Skip to main content

Overview

The DNS lookup phase is the most resource-intensive part of the BlackWeb update process. It validates millions of domains through actual DNS queries to exclude nonexistent or invalid domains from the final blocklist.
High Resource Consumption!

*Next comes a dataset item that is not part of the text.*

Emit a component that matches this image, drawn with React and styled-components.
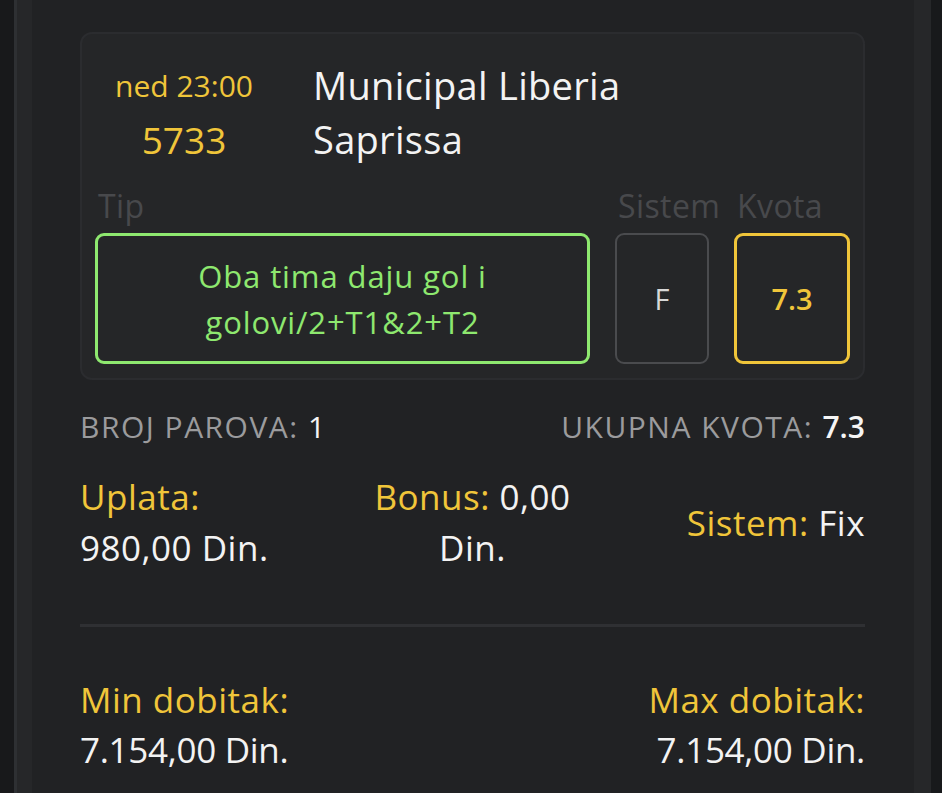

This process uses parallel DNS queries that can saturate CPU and network bandwidth, especially on limited connections like satellite links.

Why DNS Validation?

Many public blocklist sources contain:
  • Expired domains
  • Nonexistent domains (typos in original lists)
  • Domains that never existed
  • Domains that have been taken down
By validating each domain via DNS, BlackWeb ensures only active, resolvable domains are blocked, reducing false positives and improving performance.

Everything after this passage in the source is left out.